I read some post, and tried groupedWithin and sliding, but it does not work as I thought, it only group the message to larger part but never make the upstream pause and emit to sink. Following is the code in Akka stream 2.5.2

The Source reduce code:

source = source
  .groupedWithin(100, FiniteDuration.apply(1, TimeUnit.SECONDS))
  .sliding(3, 1)
  .mapConcat(i -> i)
  .mapConcat(i -> i)
  .groupBy(2000000, i -> i.getEntityName())
  .map(i -> new Pair<>(i.getEntityName(), i))
  .reduce((l, r) ->{ l.second().setAction(r.second().getAction() + l.second().getAction()); return l;})
  .map(i -> i.second())
  .mergeSubstreams();

The Sink and run:

Sink<Object, CompletionStage<Done>> sink = 
        Sink.foreach(i -> System.out.println(i))
final RunnableGraph<SourceQueueWithComplete<Object>> run = source.toMat(sink, Keep.left());
run.run(materIalizer);

I have also tried .takeWhile(predicated); I use timer to switch predicated value true and false, but it seems it will only take the first switch to false, when I switch back to true it is not restart upstream.

Please help me thanks in advance!

=================================================

Update for

information about the type of elements

Add what I want: I have class call SystemCodeTracking contains 2 attributes (id, entityName)

I will have list of object: (1, "table1"), (2, "table2"), (3, "table3"),(4, "table1"),(5, "table3")

I would like to groupBy entityName then sum the id , therefore, the result I would like to see is following

("table1" 1+4),("table3", 3+5),("table2", 2)

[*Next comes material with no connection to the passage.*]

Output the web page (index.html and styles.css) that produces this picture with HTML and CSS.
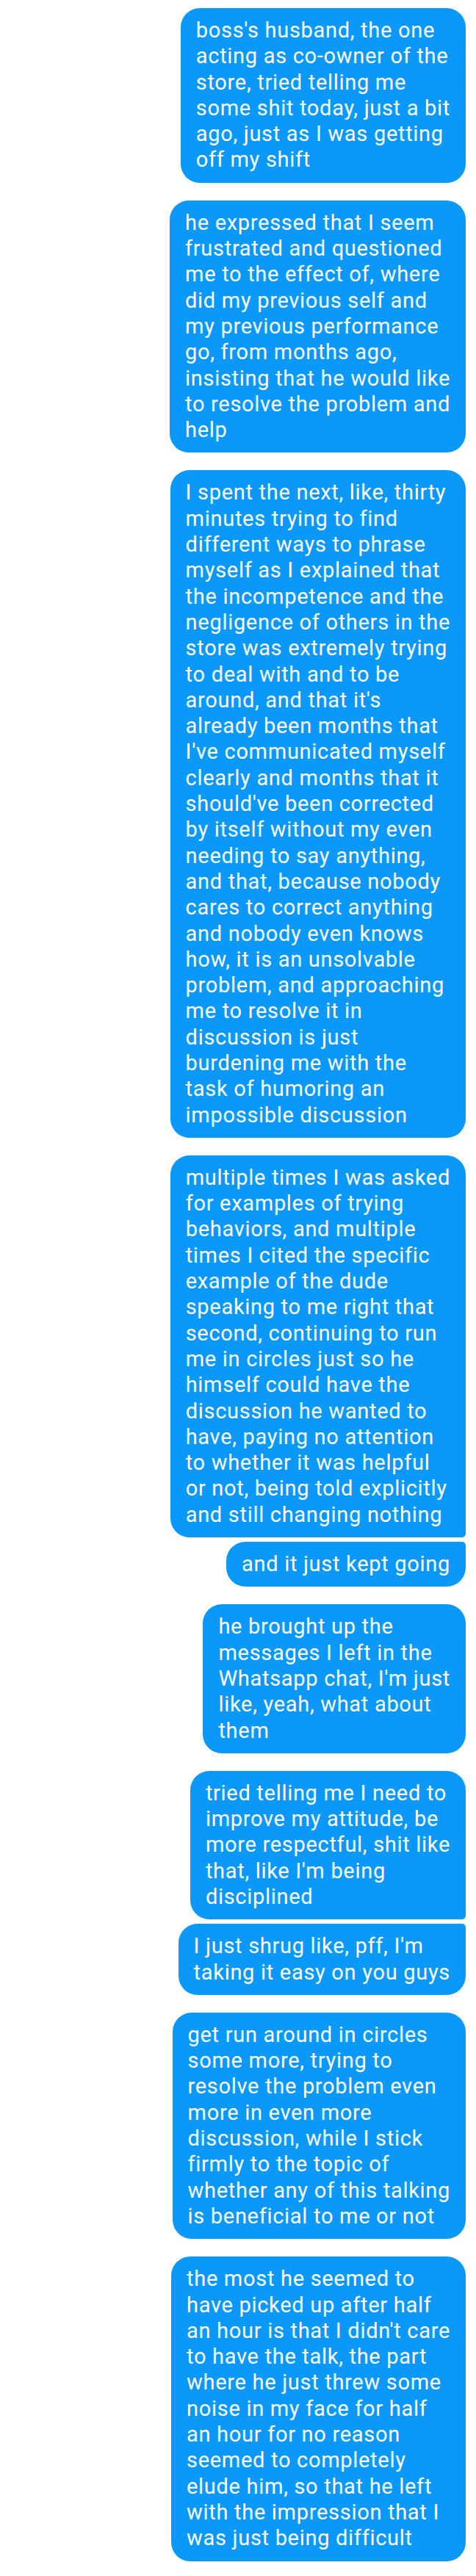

The code I am doing now is following

source
.groupBy(2000000, systemCodeTracking -> systemCodeTracking.getEntityName)
.map(systemCodeTracking -> new Pair<String, Integer>(systemCodeTracking.getEntityName, SystemCodeTracking.getId()))
.scan(....)

my question right now is more on how to build scan inital state should I do ?

scan(new Pair<>("", 0), (first, second) -> first.setId(first.getId() + second.getId()))

Solution

  • So what you want, if I understand everything well is:

    • first, group by id
    • then group by time window, and inside this time window, sum all the systemCodeTracking.getId()

    For the first part, you'll need groupBy. For the second part groupedWithin. However, they do not work the same: the first one will give you subflows, while the second one will give you a flow of lists.

    Therefore, we will have to handle them differently.

    First, let's write a reducer for your lists:

    private SystemCodeTracking reduceList(List<SystemCodeTracking> list) throws Exception {
        if (list.isEmpty()) {
            throw new Exception();
        } else {
            SystemCodeTracking building = list.get(0);
            building.setId(0L);
            list.forEach(next -> building.setId(building.getId() + next.getId()));
            return building;
        }
    }
    

    So for each element in the list, we increment the building.id to get the value we want when the whole list has been traversed.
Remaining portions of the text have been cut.